▶ [What to do]
Emit the data below verbatim, stripping out any pictures.

▶ [Data block]
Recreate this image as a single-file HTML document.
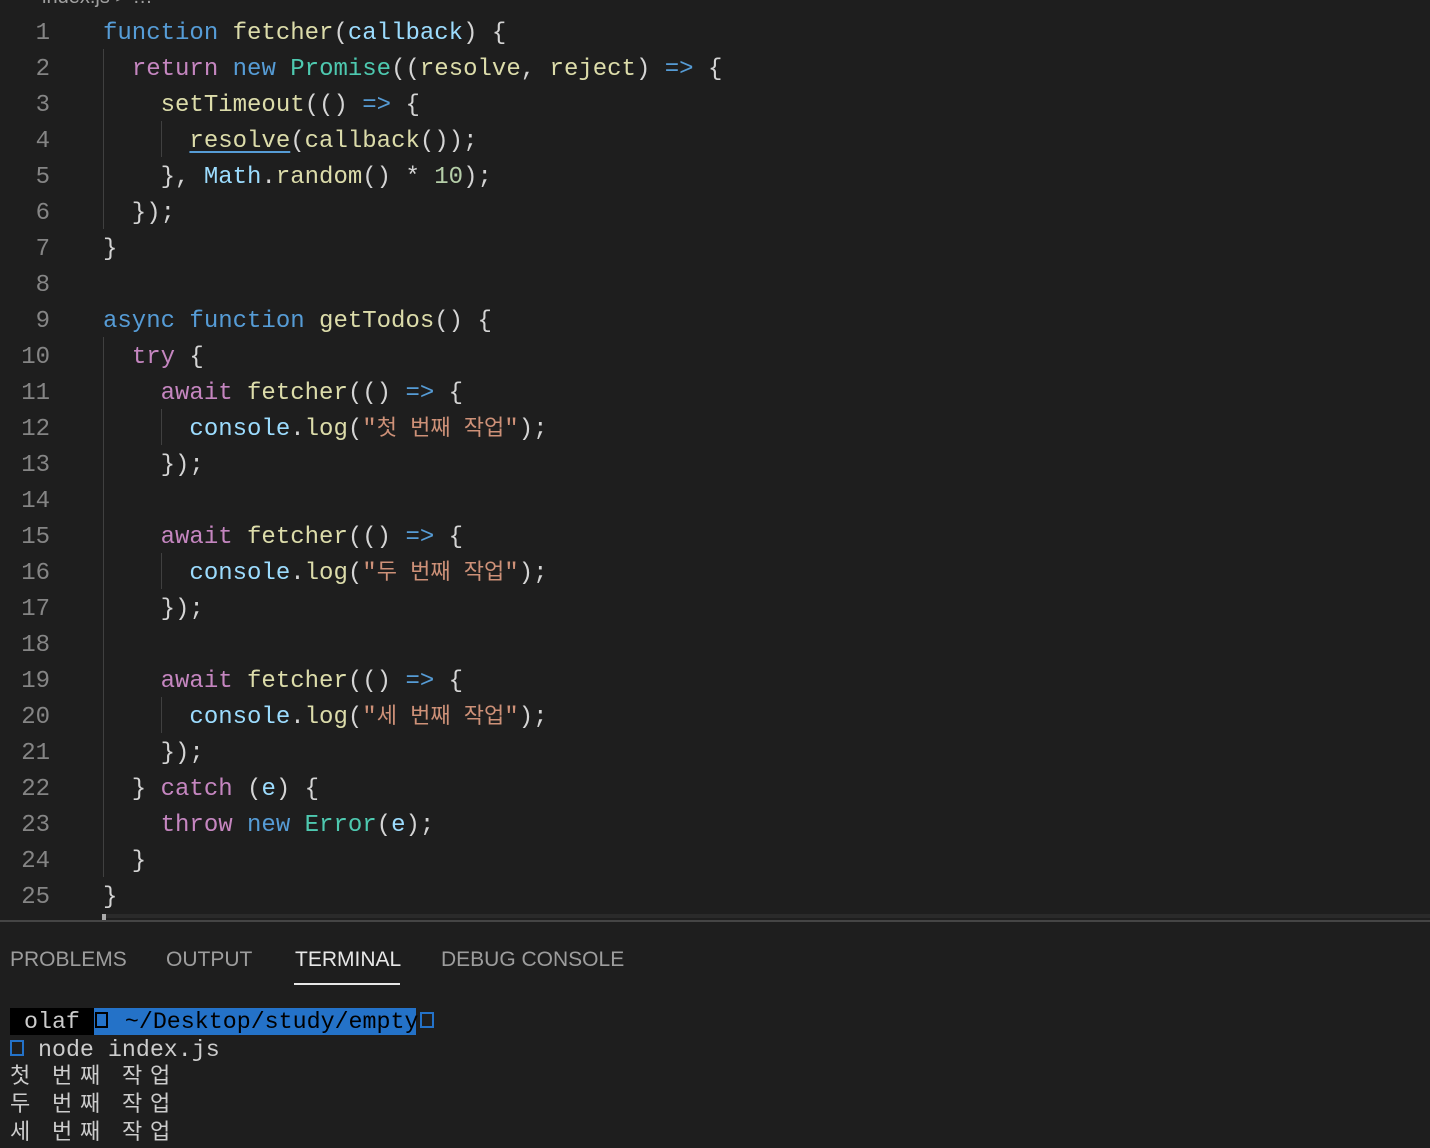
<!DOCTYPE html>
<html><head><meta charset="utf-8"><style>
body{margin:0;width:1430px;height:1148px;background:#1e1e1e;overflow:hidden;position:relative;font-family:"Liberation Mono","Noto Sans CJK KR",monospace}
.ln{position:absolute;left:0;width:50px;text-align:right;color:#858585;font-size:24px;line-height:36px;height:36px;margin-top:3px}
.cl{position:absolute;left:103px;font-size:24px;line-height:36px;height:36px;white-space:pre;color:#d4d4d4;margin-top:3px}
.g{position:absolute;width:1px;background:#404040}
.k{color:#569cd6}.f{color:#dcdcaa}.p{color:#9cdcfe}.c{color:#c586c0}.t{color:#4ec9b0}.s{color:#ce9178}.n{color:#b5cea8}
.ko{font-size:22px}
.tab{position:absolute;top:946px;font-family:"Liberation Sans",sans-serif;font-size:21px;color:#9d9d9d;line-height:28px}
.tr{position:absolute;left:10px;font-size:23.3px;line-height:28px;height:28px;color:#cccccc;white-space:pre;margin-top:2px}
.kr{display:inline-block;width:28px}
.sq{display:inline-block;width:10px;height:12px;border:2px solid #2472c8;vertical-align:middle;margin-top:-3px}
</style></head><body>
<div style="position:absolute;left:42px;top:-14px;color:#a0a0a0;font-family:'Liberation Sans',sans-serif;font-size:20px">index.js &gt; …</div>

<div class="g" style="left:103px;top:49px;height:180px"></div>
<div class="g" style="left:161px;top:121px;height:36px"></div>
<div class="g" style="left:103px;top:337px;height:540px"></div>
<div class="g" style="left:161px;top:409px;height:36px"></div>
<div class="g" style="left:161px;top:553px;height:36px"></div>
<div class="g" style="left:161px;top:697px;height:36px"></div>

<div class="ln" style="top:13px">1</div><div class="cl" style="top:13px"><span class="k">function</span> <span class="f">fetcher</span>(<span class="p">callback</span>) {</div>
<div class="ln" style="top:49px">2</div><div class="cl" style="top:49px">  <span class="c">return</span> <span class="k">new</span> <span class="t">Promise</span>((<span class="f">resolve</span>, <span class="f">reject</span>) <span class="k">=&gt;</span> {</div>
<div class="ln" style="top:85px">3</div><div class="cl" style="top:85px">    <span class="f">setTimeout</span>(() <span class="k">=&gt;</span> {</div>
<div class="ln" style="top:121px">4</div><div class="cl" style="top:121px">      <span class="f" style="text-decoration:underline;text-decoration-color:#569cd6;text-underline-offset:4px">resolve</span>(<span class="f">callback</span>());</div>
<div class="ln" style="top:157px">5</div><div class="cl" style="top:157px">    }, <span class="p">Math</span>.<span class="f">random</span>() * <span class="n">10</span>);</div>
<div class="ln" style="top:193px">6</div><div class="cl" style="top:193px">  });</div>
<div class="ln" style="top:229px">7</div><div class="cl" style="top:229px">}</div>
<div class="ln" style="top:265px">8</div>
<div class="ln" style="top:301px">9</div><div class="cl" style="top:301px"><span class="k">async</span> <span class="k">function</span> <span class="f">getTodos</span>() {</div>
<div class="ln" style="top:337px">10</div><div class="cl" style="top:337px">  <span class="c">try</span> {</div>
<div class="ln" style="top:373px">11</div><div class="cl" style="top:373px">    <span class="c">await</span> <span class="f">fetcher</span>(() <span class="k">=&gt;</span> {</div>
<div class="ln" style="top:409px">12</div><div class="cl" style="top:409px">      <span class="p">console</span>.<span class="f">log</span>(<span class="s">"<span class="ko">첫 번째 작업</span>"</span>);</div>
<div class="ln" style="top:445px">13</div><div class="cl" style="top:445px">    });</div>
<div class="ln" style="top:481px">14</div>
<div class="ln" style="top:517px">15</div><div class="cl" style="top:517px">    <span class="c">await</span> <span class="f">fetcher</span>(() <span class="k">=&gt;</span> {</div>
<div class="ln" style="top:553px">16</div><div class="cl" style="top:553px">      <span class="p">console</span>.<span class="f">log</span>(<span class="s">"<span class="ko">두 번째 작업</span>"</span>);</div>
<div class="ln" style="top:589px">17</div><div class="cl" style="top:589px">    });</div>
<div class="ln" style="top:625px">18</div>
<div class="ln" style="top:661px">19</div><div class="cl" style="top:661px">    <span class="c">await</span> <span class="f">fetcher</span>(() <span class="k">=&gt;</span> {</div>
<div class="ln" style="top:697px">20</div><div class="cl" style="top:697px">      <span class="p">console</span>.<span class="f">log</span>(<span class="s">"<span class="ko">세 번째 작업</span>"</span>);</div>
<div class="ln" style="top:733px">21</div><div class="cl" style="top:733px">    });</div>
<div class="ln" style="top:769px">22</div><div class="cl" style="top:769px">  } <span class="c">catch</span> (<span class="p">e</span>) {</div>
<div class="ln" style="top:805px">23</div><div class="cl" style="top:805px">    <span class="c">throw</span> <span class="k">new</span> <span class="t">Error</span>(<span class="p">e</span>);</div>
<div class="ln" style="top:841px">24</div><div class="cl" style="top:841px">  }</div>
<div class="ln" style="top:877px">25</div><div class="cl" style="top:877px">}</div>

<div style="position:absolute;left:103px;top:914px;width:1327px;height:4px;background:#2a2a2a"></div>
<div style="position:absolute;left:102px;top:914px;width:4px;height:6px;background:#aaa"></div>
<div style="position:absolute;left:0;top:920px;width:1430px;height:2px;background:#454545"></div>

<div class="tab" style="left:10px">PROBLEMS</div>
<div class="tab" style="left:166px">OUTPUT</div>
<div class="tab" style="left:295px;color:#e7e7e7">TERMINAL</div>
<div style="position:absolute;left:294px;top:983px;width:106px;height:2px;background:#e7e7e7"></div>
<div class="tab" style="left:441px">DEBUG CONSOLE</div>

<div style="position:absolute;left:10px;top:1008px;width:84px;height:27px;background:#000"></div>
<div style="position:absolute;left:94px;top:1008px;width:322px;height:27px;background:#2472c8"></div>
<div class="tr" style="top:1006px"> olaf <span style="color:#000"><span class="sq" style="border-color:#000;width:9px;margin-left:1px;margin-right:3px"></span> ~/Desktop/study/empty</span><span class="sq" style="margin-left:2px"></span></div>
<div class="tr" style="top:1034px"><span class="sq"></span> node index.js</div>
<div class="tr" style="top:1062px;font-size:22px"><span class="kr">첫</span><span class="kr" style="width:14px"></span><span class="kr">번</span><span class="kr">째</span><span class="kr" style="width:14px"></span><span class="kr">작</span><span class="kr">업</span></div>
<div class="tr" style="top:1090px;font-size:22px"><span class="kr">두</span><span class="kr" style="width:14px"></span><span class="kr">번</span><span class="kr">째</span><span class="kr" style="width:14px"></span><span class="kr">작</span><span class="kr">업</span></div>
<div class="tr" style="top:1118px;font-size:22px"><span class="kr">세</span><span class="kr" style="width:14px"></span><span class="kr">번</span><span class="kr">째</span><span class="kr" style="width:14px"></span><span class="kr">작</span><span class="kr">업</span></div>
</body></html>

▶ [Exercise result]
Recreate this image as a single-file HTML document.
<!DOCTYPE html>
<html><head><meta charset="utf-8"><style>
body{margin:0;width:1430px;height:1148px;background:#1e1e1e;overflow:hidden;position:relative;font-family:"Liberation Mono","Noto Sans CJK KR",monospace}
.ln{position:absolute;left:0;width:50px;text-align:right;color:#858585;font-size:24px;line-height:36px;height:36px;margin-top:3px}
.cl{position:absolute;left:103px;font-size:24px;line-height:36px;height:36px;white-space:pre;color:#d4d4d4;margin-top:3px}
.g{position:absolute;width:1px;background:#404040}
.k{color:#569cd6}.f{color:#dcdcaa}.p{color:#9cdcfe}.c{color:#c586c0}.t{color:#4ec9b0}.s{color:#ce9178}.n{color:#b5cea8}
.ko{font-size:22px}
.tab{position:absolute;top:946px;font-family:"Liberation Sans",sans-serif;font-size:21px;color:#9d9d9d;line-height:28px}
.tr{position:absolute;left:10px;font-size:23.3px;line-height:28px;height:28px;color:#cccccc;white-space:pre;margin-top:2px}
.kr{display:inline-block;width:28px}
.sq{display:inline-block;width:10px;height:12px;border:2px solid #2472c8;vertical-align:middle;margin-top:-3px}
</style></head><body>
<div style="position:absolute;left:42px;top:-14px;color:#a0a0a0;font-family:'Liberation Sans',sans-serif;font-size:20px">index.js &gt; …</div>

<div class="g" style="left:103px;top:49px;height:180px"></div>
<div class="g" style="left:161px;top:121px;height:36px"></div>
<div class="g" style="left:103px;top:337px;height:540px"></div>
<div class="g" style="left:161px;top:409px;height:36px"></div>
<div class="g" style="left:161px;top:553px;height:36px"></div>
<div class="g" style="left:161px;top:697px;height:36px"></div>

<div class="ln" style="top:13px">1</div><div class="cl" style="top:13px"><span class="k">function</span> <span class="f">fetcher</span>(<span class="p">callback</span>) {</div>
<div class="ln" style="top:49px">2</div><div class="cl" style="top:49px">  <span class="c">return</span> <span class="k">new</span> <span class="t">Promise</span>((<span class="f">resolve</span>, <span class="f">reject</span>) <span class="k">=&gt;</span> {</div>
<div class="ln" style="top:85px">3</div><div class="cl" style="top:85px">    <span class="f">setTimeout</span>(() <span class="k">=&gt;</span> {</div>
<div class="ln" style="top:121px">4</div><div class="cl" style="top:121px">      <span class="f" style="text-decoration:underline;text-decoration-color:#569cd6;text-underline-offset:4px">resolve</span>(<span class="f">callback</span>());</div>
<div class="ln" style="top:157px">5</div><div class="cl" style="top:157px">    }, <span class="p">Math</span>.<span class="f">random</span>() * <span class="n">10</span>);</div>
<div class="ln" style="top:193px">6</div><div class="cl" style="top:193px">  });</div>
<div class="ln" style="top:229px">7</div><div class="cl" style="top:229px">}</div>
<div class="ln" style="top:265px">8</div>
<div class="ln" style="top:301px">9</div><div class="cl" style="top:301px"><span class="k">async</span> <span class="k">function</span> <span class="f">getTodos</span>() {</div>
<div class="ln" style="top:337px">10</div><div class="cl" style="top:337px">  <span class="c">try</span> {</div>
<div class="ln" style="top:373px">11</div><div class="cl" style="top:373px">    <span class="c">await</span> <span class="f">fetcher</span>(() <span class="k">=&gt;</span> {</div>
<div class="ln" style="top:409px">12</div><div class="cl" style="top:409px">      <span class="p">console</span>.<span class="f">log</span>(<span class="s">"<span class="ko">첫 번째 작업</span>"</span>);</div>
<div class="ln" style="top:445px">13</div><div class="cl" style="top:445px">    });</div>
<div class="ln" style="top:481px">14</div>
<div class="ln" style="top:517px">15</div><div class="cl" style="top:517px">    <span class="c">await</span> <span class="f">fetcher</span>(() <span class="k">=&gt;</span> {</div>
<div class="ln" style="top:553px">16</div><div class="cl" style="top:553px">      <span class="p">console</span>.<span class="f">log</span>(<span class="s">"<span class="ko">두 번째 작업</span>"</span>);</div>
<div class="ln" style="top:589px">17</div><div class="cl" style="top:589px">    });</div>
<div class="ln" style="top:625px">18</div>
<div class="ln" style="top:661px">19</div><div class="cl" style="top:661px">    <span class="c">await</span> <span class="f">fetcher</span>(() <span class="k">=&gt;</span> {</div>
<div class="ln" style="top:697px">20</div><div class="cl" style="top:697px">      <span class="p">console</span>.<span class="f">log</span>(<span class="s">"<span class="ko">세 번째 작업</span>"</span>);</div>
<div class="ln" style="top:733px">21</div><div class="cl" style="top:733px">    });</div>
<div class="ln" style="top:769px">22</div><div class="cl" style="top:769px">  } <span class="c">catch</span> (<span class="p">e</span>) {</div>
<div class="ln" style="top:805px">23</div><div class="cl" style="top:805px">    <span class="c">throw</span> <span class="k">new</span> <span class="t">Error</span>(<span class="p">e</span>);</div>
<div class="ln" style="top:841px">24</div><div class="cl" style="top:841px">  }</div>
<div class="ln" style="top:877px">25</div><div class="cl" style="top:877px">}</div>

<div style="position:absolute;left:103px;top:914px;width:1327px;height:4px;background:#2a2a2a"></div>
<div style="position:absolute;left:102px;top:914px;width:4px;height:6px;background:#aaa"></div>
<div style="position:absolute;left:0;top:920px;width:1430px;height:2px;background:#454545"></div>

<div class="tab" style="left:10px">PROBLEMS</div>
<div class="tab" style="left:166px">OUTPUT</div>
<div class="tab" style="left:295px;color:#e7e7e7">TERMINAL</div>
<div style="position:absolute;left:294px;top:983px;width:106px;height:2px;background:#e7e7e7"></div>
<div class="tab" style="left:441px">DEBUG CONSOLE</div>

<div style="position:absolute;left:10px;top:1008px;width:84px;height:27px;background:#000"></div>
<div style="position:absolute;left:94px;top:1008px;width:322px;height:27px;background:#2472c8"></div>
<div class="tr" style="top:1006px"> olaf <span style="color:#000"><span class="sq" style="border-color:#000;width:9px;margin-left:1px;margin-right:3px"></span> ~/Desktop/study/empty</span><span class="sq" style="margin-left:2px"></span></div>
<div class="tr" style="top:1034px"><span class="sq"></span> node index.js</div>
<div class="tr" style="top:1062px;font-size:22px"><span class="kr">첫</span><span class="kr" style="width:14px"></span><span class="kr">번</span><span class="kr">째</span><span class="kr" style="width:14px"></span><span class="kr">작</span><span class="kr">업</span></div>
<div class="tr" style="top:1090px;font-size:22px"><span class="kr">두</span><span class="kr" style="width:14px"></span><span class="kr">번</span><span class="kr">째</span><span class="kr" style="width:14px"></span><span class="kr">작</span><span class="kr">업</span></div>
<div class="tr" style="top:1118px;font-size:22px"><span class="kr">세</span><span class="kr" style="width:14px"></span><span class="kr">번</span><span class="kr">째</span><span class="kr" style="width:14px"></span><span class="kr">작</span><span class="kr">업</span></div>
</body></html>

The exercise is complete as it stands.